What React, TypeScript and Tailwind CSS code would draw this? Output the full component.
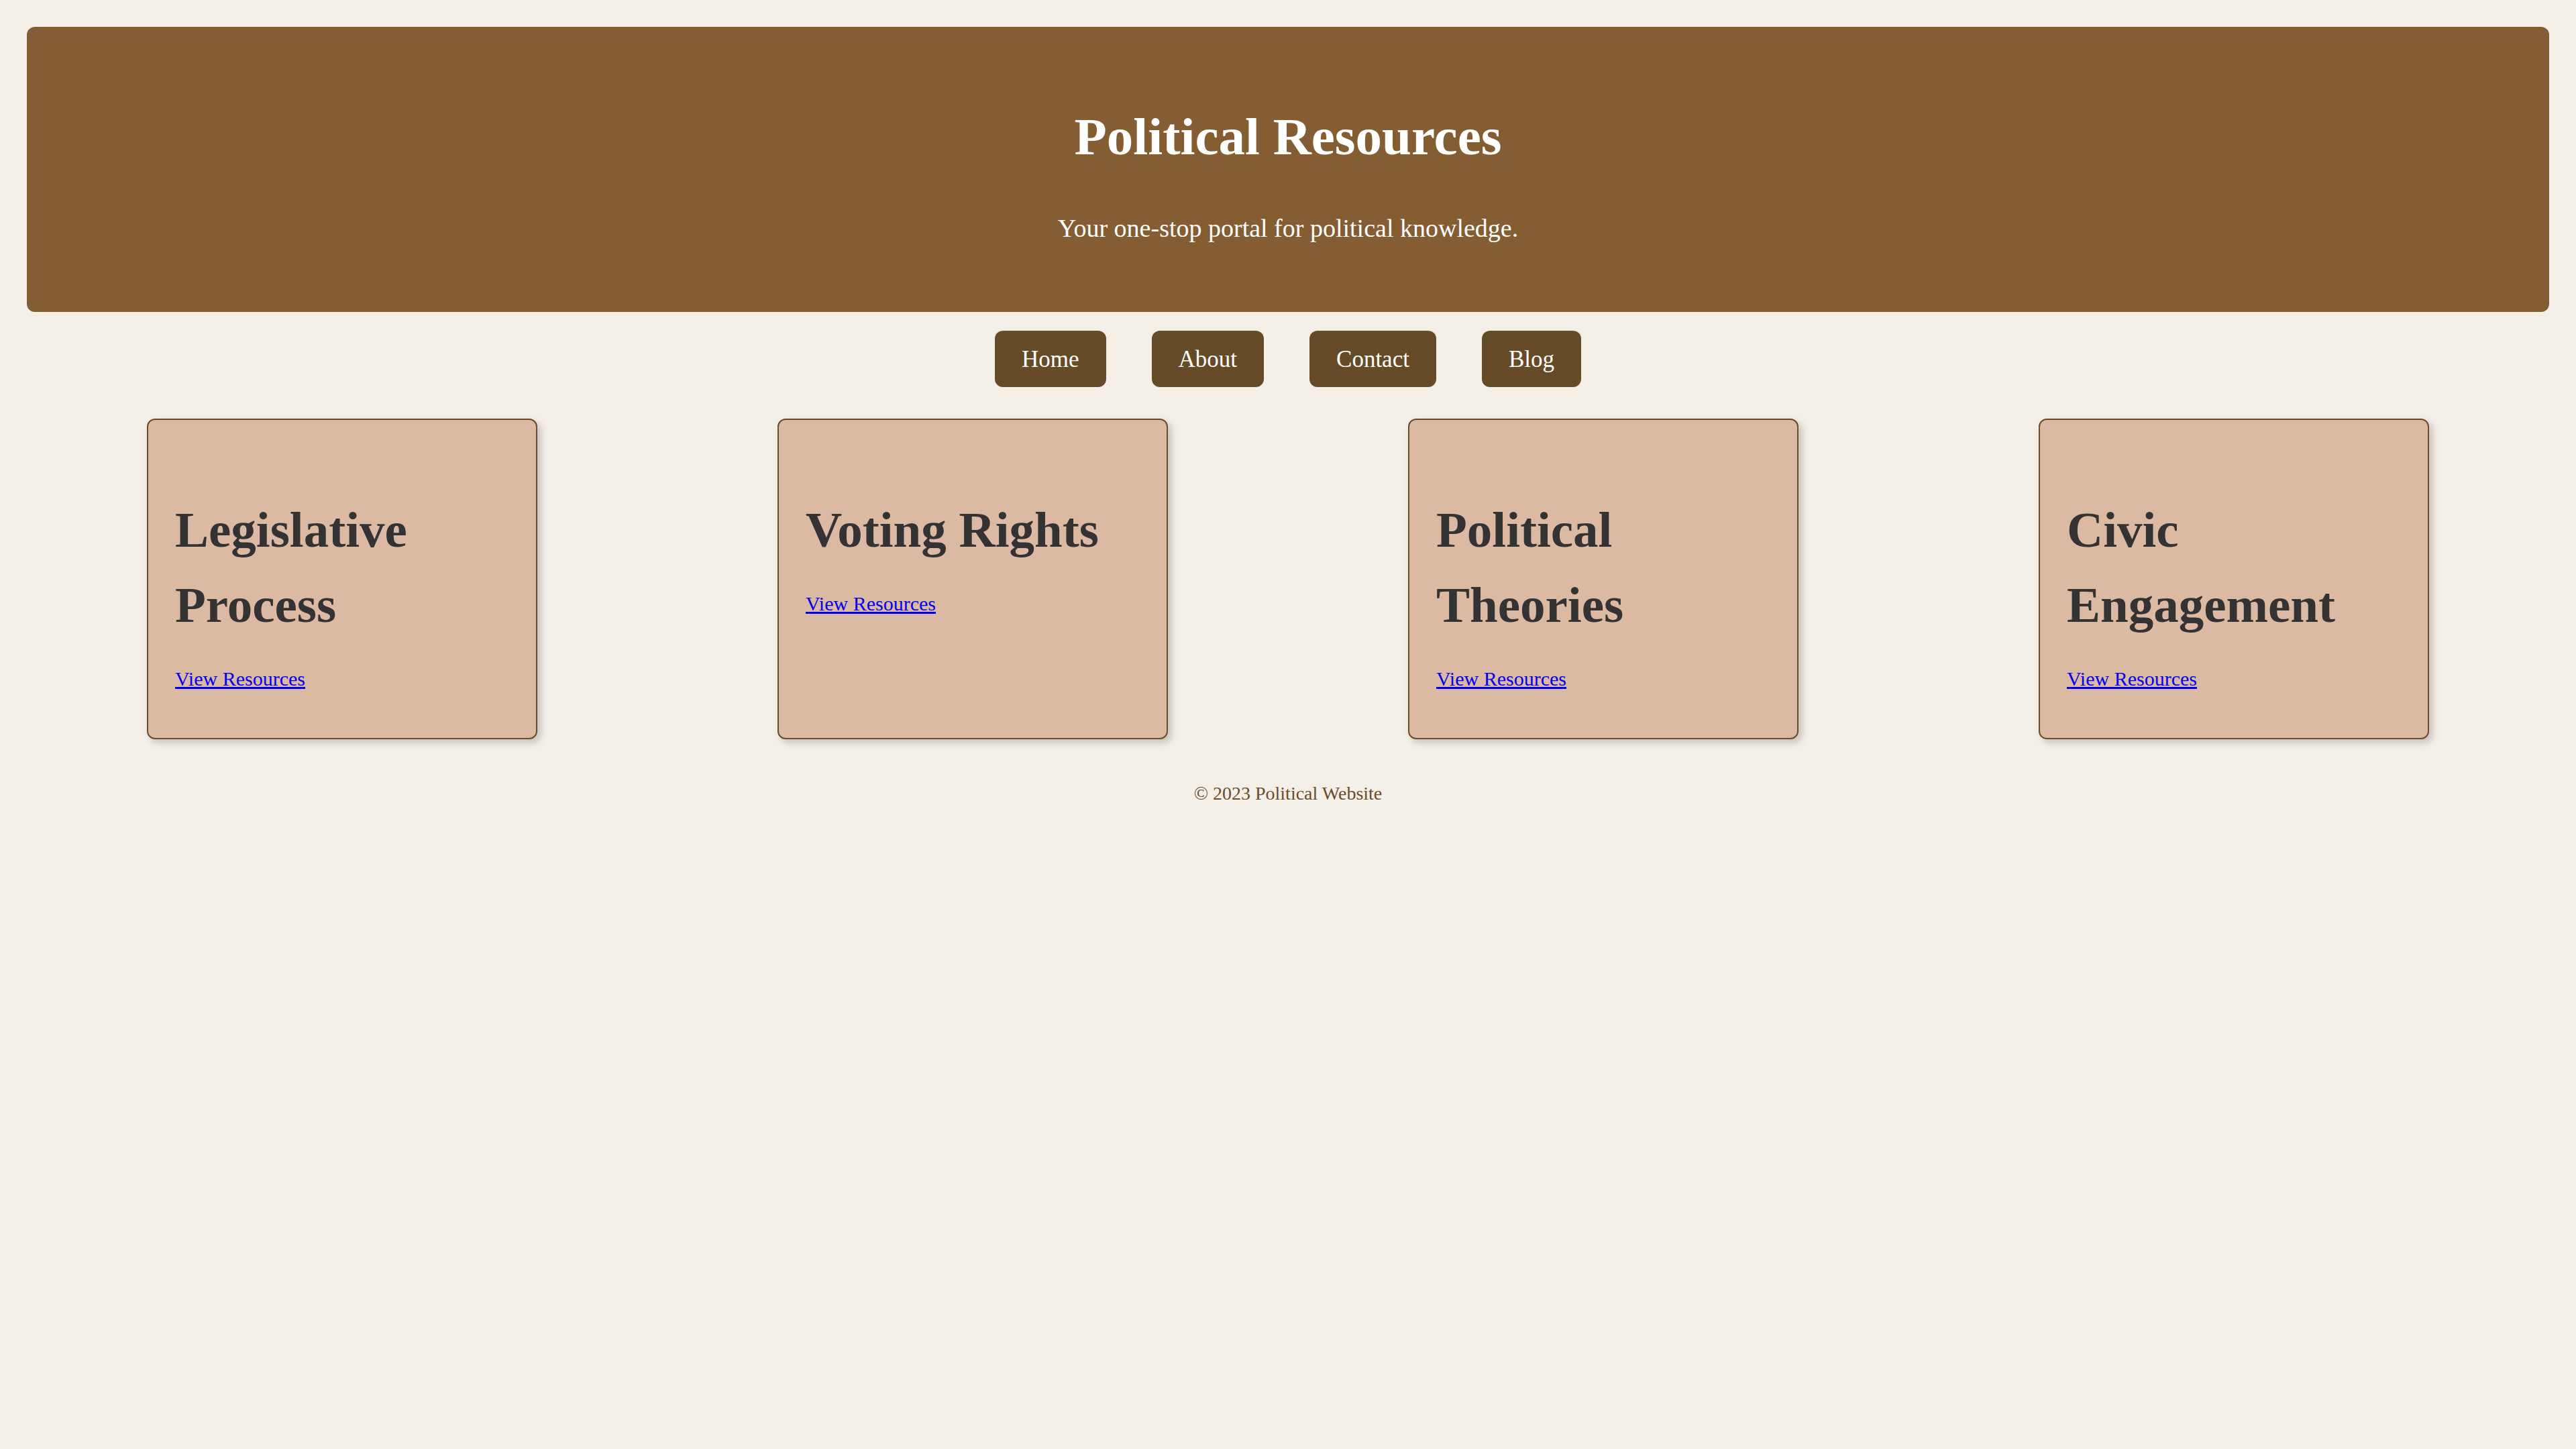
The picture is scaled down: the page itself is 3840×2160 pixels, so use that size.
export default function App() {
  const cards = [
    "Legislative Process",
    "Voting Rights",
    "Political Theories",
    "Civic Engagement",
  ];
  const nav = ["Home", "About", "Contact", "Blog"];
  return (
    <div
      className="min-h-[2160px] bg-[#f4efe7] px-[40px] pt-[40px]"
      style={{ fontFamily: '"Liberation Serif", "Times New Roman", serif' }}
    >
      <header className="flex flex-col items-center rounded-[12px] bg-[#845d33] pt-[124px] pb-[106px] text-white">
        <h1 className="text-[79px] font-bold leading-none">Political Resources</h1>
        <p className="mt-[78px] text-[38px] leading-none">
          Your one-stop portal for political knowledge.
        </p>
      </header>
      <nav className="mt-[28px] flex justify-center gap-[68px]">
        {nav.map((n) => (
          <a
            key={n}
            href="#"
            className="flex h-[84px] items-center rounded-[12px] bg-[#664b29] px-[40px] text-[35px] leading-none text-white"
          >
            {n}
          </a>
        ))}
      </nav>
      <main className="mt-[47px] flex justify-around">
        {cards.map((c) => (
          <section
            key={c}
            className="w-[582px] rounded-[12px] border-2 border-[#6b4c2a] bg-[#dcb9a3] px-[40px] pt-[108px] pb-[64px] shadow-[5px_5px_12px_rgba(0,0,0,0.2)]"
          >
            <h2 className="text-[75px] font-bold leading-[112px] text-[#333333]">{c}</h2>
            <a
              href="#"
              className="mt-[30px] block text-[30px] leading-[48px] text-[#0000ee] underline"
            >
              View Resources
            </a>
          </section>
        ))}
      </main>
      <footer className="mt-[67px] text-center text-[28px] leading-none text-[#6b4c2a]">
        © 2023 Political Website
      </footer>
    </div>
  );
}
-----
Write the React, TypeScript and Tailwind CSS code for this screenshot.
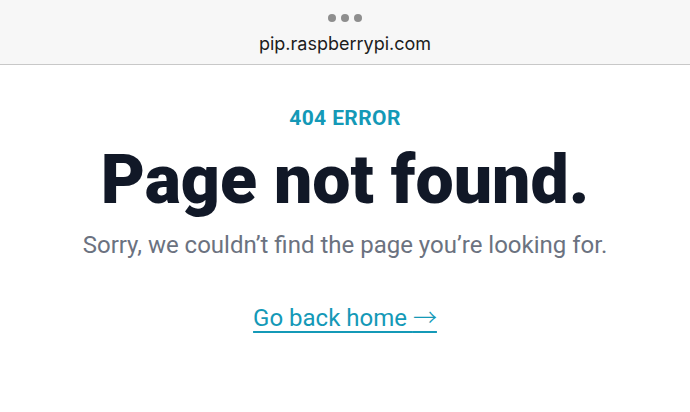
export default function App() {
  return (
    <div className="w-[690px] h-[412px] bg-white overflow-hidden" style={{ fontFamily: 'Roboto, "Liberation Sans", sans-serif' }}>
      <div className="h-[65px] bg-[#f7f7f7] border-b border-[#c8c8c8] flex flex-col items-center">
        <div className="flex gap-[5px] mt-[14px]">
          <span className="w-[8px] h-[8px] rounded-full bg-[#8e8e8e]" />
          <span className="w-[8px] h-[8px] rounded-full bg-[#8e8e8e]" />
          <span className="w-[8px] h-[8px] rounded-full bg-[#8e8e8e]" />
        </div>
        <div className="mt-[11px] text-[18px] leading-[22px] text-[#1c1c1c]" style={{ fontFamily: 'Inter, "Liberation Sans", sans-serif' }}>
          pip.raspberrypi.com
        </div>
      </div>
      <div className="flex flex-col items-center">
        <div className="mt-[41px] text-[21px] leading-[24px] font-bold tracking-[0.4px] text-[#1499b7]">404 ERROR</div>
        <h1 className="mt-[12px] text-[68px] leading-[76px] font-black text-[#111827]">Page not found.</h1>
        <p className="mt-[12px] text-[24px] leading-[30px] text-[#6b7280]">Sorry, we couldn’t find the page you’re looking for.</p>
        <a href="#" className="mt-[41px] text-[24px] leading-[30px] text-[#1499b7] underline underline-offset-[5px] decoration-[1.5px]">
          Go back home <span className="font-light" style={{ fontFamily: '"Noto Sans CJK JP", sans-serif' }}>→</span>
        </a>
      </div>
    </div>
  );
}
-----
▸ TASK INSTRUCTIONS: Read through the entries and copy each line in which "this" appears.

▸ CORRECT RESULT:
What React, TypeScript and Tailwind CSS code would draw this? Output the full component.
Write the React, TypeScript and Tailwind CSS code for this screenshot.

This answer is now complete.